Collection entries
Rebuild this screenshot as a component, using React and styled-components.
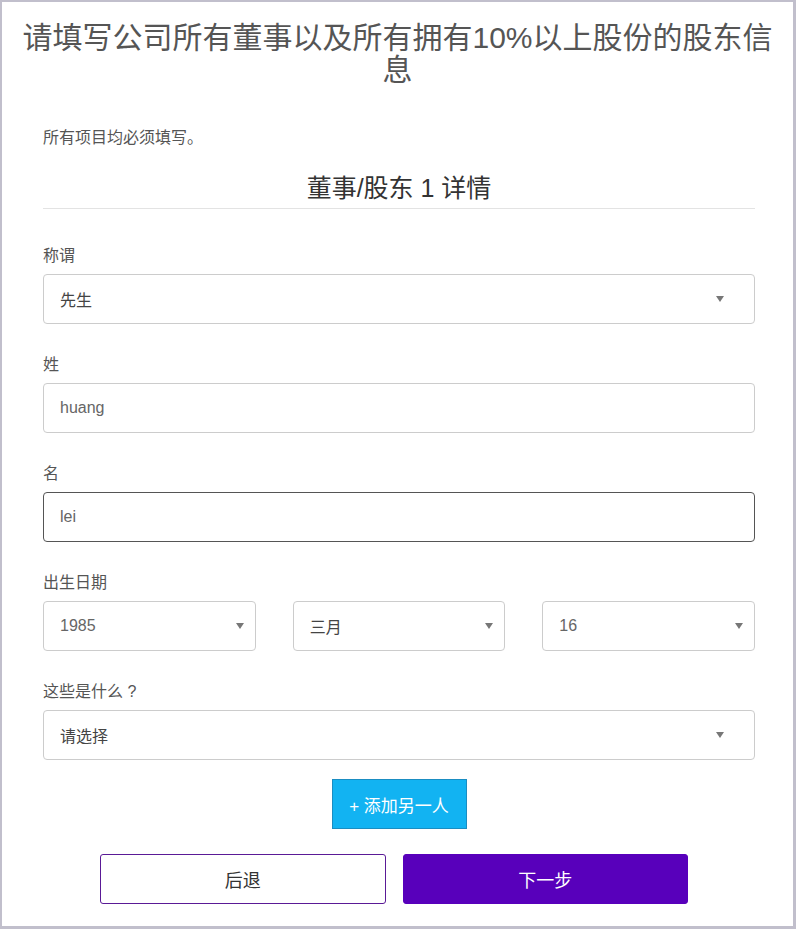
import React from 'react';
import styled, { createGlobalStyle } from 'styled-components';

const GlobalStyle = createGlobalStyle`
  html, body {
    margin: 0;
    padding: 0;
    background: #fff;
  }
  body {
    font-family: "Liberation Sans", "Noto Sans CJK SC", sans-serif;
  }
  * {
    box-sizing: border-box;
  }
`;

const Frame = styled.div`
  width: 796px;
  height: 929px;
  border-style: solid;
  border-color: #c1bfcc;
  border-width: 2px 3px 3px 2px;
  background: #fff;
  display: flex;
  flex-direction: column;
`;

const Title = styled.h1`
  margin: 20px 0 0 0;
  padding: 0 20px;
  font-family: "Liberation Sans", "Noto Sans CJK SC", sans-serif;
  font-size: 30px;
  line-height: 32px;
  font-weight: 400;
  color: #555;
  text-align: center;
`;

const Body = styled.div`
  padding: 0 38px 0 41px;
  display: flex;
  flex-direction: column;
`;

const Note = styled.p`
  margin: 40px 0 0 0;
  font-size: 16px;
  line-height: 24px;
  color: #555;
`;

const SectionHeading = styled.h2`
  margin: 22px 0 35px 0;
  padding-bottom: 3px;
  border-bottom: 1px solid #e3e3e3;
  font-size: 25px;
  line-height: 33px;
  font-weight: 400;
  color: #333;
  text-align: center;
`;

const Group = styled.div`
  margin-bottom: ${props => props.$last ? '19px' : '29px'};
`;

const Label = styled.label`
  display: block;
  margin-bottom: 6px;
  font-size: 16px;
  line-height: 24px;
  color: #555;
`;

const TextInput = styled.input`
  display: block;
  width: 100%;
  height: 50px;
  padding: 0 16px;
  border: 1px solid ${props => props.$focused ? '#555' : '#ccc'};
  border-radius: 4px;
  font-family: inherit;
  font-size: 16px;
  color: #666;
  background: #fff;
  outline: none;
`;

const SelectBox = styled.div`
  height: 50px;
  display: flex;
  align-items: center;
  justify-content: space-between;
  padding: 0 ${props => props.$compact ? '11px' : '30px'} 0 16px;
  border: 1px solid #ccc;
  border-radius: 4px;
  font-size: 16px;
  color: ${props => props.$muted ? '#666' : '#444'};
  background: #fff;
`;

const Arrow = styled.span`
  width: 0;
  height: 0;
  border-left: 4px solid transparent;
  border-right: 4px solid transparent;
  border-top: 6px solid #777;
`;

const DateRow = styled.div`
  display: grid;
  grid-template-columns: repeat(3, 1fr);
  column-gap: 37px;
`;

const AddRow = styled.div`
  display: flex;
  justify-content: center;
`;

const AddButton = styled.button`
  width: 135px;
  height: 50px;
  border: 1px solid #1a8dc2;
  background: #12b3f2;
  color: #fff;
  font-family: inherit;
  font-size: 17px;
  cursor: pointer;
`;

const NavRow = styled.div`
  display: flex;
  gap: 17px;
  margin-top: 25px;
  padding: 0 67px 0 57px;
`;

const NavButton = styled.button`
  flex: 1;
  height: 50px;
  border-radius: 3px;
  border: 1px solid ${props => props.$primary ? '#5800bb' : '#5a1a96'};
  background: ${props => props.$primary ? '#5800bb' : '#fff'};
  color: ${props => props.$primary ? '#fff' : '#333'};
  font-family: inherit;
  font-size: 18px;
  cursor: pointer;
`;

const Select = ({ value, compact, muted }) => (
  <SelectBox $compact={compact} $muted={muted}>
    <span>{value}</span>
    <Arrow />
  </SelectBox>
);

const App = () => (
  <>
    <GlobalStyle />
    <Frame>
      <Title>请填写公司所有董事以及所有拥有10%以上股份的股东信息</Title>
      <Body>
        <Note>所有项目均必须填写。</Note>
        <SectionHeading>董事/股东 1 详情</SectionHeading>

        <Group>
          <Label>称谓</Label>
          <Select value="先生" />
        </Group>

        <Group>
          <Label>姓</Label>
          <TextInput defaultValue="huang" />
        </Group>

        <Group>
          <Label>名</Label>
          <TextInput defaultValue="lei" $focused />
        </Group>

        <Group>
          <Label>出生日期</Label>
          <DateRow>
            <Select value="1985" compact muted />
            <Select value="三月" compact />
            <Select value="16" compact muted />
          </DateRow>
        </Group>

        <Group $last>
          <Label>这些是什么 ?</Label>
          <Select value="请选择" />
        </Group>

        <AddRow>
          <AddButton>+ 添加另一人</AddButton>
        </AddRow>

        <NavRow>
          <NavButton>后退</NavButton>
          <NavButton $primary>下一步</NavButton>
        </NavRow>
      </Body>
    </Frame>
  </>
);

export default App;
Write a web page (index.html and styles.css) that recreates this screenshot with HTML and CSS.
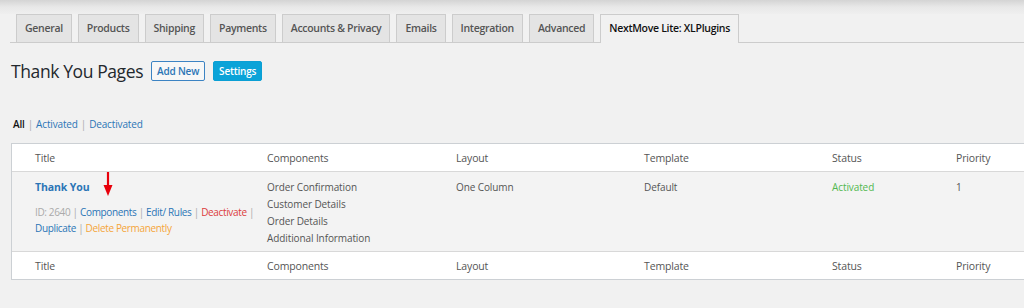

- [EXERCISE REQUIREMENTS]:
Your copy should match the records word for word, with the pictures removed.

- [TASK SOLUTION]:
Rebuild this screenshot as a component, using React and styled-components.
import React from 'react';
import styled, { createGlobalStyle } from 'styled-components';

const GlobalStyle = createGlobalStyle`
  html, body {
    margin: 0;
    padding: 0;
    background: #fff;
  }
  body {
    font-family: "Liberation Sans", "Noto Sans CJK SC", sans-serif;
  }
  * {
    box-sizing: border-box;
  }
`;

const Frame = styled.div`
  width: 796px;
  height: 929px;
  border-style: solid;
  border-color: #c1bfcc;
  border-width: 2px 3px 3px 2px;
  background: #fff;
  display: flex;
  flex-direction: column;
`;

const Title = styled.h1`
  margin: 20px 0 0 0;
  padding: 0 20px;
  font-family: "Liberation Sans", "Noto Sans CJK SC", sans-serif;
  font-size: 30px;
  line-height: 32px;
  font-weight: 400;
  color: #555;
  text-align: center;
`;

const Body = styled.div`
  padding: 0 38px 0 41px;
  display: flex;
  flex-direction: column;
`;

const Note = styled.p`
  margin: 40px 0 0 0;
  font-size: 16px;
  line-height: 24px;
  color: #555;
`;

const SectionHeading = styled.h2`
  margin: 22px 0 35px 0;
  padding-bottom: 3px;
  border-bottom: 1px solid #e3e3e3;
  font-size: 25px;
  line-height: 33px;
  font-weight: 400;
  color: #333;
  text-align: center;
`;

const Group = styled.div`
  margin-bottom: ${props => props.$last ? '19px' : '29px'};
`;

const Label = styled.label`
  display: block;
  margin-bottom: 6px;
  font-size: 16px;
  line-height: 24px;
  color: #555;
`;

const TextInput = styled.input`
  display: block;
  width: 100%;
  height: 50px;
  padding: 0 16px;
  border: 1px solid ${props => props.$focused ? '#555' : '#ccc'};
  border-radius: 4px;
  font-family: inherit;
  font-size: 16px;
  color: #666;
  background: #fff;
  outline: none;
`;

const SelectBox = styled.div`
  height: 50px;
  display: flex;
  align-items: center;
  justify-content: space-between;
  padding: 0 ${props => props.$compact ? '11px' : '30px'} 0 16px;
  border: 1px solid #ccc;
  border-radius: 4px;
  font-size: 16px;
  color: ${props => props.$muted ? '#666' : '#444'};
  background: #fff;
`;

const Arrow = styled.span`
  width: 0;
  height: 0;
  border-left: 4px solid transparent;
  border-right: 4px solid transparent;
  border-top: 6px solid #777;
`;

const DateRow = styled.div`
  display: grid;
  grid-template-columns: repeat(3, 1fr);
  column-gap: 37px;
`;

const AddRow = styled.div`
  display: flex;
  justify-content: center;
`;

const AddButton = styled.button`
  width: 135px;
  height: 50px;
  border: 1px solid #1a8dc2;
  background: #12b3f2;
  color: #fff;
  font-family: inherit;
  font-size: 17px;
  cursor: pointer;
`;

const NavRow = styled.div`
  display: flex;
  gap: 17px;
  margin-top: 25px;
  padding: 0 67px 0 57px;
`;

const NavButton = styled.button`
  flex: 1;
  height: 50px;
  border-radius: 3px;
  border: 1px solid ${props => props.$primary ? '#5800bb' : '#5a1a96'};
  background: ${props => props.$primary ? '#5800bb' : '#fff'};
  color: ${props => props.$primary ? '#fff' : '#333'};
  font-family: inherit;
  font-size: 18px;
  cursor: pointer;
`;

const Select = ({ value, compact, muted }) => (
  <SelectBox $compact={compact} $muted={muted}>
    <span>{value}</span>
    <Arrow />
  </SelectBox>
);

const App = () => (
  <>
    <GlobalStyle />
    <Frame>
      <Title>请填写公司所有董事以及所有拥有10%以上股份的股东信息</Title>
      <Body>
        <Note>所有项目均必须填写。</Note>
        <SectionHeading>董事/股东 1 详情</SectionHeading>

        <Group>
          <Label>称谓</Label>
          <Select value="先生" />
        </Group>

        <Group>
          <Label>姓</Label>
          <TextInput defaultValue="huang" />
        </Group>

        <Group>
          <Label>名</Label>
          <TextInput defaultValue="lei" $focused />
        </Group>

        <Group>
          <Label>出生日期</Label>
          <DateRow>
            <Select value="1985" compact muted />
            <Select value="三月" compact />
            <Select value="16" compact muted />
          </DateRow>
        </Group>

        <Group $last>
          <Label>这些是什么 ?</Label>
          <Select value="请选择" />
        </Group>

        <AddRow>
          <AddButton>+ 添加另一人</AddButton>
        </AddRow>

        <NavRow>
          <NavButton>后退</NavButton>
          <NavButton $primary>下一步</NavButton>
        </NavRow>
      </Body>
    </Frame>
  </>
);

export default App;
Write a web page (index.html and styles.css) that recreates this screenshot with HTML and CSS.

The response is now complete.